Karan, Pradyumna and Unryu Suganuma, eds. 2008. Local Environmental Movements: A Comparative Study of the United States and Japan. University Press of Kentucky.
This edited volume consists of a number of interesting essays covering a wide range of issues and topics including industrial sites, chemical weapons, nuclear weapons, conservation, resource management, preservation, protests, and nuclear power. The fifth chapter by Nathalie Cavasin deserves particular attention: “Citizen Activism and the Nuclear Industry in Japan: After the Tokai Village Disaster” details how the people of Tokaimura reevaluated nuclear power after the Tokaimura nuclear accident of 1999. This case profiles poorly trained workers who mixed uranium oxide with the wrong type of acid, resulting in an accidental chain reaction that released large amounts of radiation that killed three people and exposed dozens to above normal levels of radiation. Tokaimura plays host a number of important research centers for the Japan Atomic Energy Agency (formerly the Japanese Atomic Energy Research Institute) and is the site of a number of nuclear reactors and fuel processing centers. The article is regrettably short, but provides some interesting parallels to the accident at Fukushima.
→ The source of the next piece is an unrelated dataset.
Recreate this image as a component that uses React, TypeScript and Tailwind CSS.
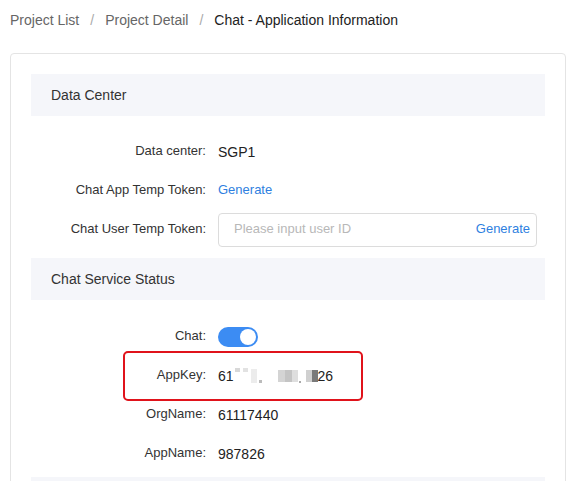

Also worthy of mention is the second chapter, “A Comparative History of U.S. and Japanese Environmental Movements” by Richard Forrest, Miranda Schreurs, and Rachel Penrod, which offers an informative comparative overview of the environmental movements in the U.S. and Japan, describing the history, development and intellectual underpinnings of those movements. The fourth chapter by Kim Reimann, “Going Global: The Use of International Politics and Norms in Local Environmental Protest Movements in Japan,” poses relevance because it discusses how Japanese protesters have moved to using international standards and norms to persuade people of the necessity of change to conform to global standards.